Howdy! I'm Professor Curtis of Aspire Mountain Academy here with more statistics homework help. Today we're going to learn how to evaluate reported research results for falsified data. Here's our problem statement: A researcher was once criticized for falsifying data. Among his data were figures obtained from six groups of mice with 25 individual mice in each group. These values were given for the percentage of successes in each group: 53%, 58%, 63% 46%, 48%, 67%. What's wrong with those values?
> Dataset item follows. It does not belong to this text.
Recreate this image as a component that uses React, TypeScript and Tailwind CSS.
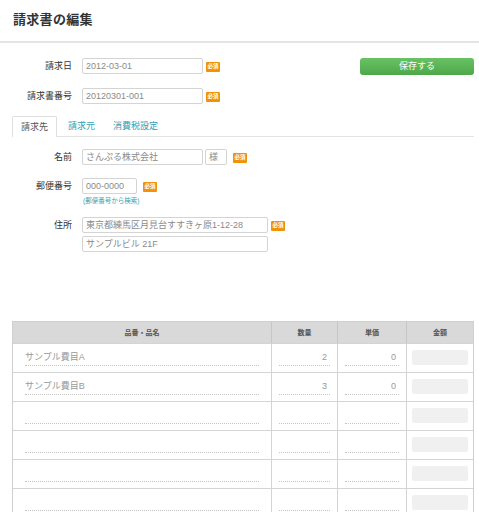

OK, so we're looking at six different groups and each of these groups have 25 members to them. So what would the percentage be, let's say, if we're looking at, say, you know, looking at one out of the 25? What would the percentage be? Well, here if I can just do that in my calculator, 1 out of 25 gives me 4%. If I had 2 out of the 25, then I take 2 divided by 25 and get 8%. If I had 3 out of the 25, I get 12%. So we can see that we're --- we're looking at multiples of 4 here. And these numbers that we see here that are listed as the reported percentages, these are not multiples of 4. So therefore they cannot possibly be correct.
I could also look at this backwards and say, "Yeah, you know what? What part of the 25 corresponds with 53%?" So I'd take my 53%, and I multiply that by the 25. See, I've got 13 and a quarter. Well, I understand the 13, but what are you doing with a fourth of a mouse? It doesn't make sense. And you get the same thing looking at the other numbers.
So all the percentages of this session should be multiples of 4. So we're going to take that as our answer. I check my answer. Nice work!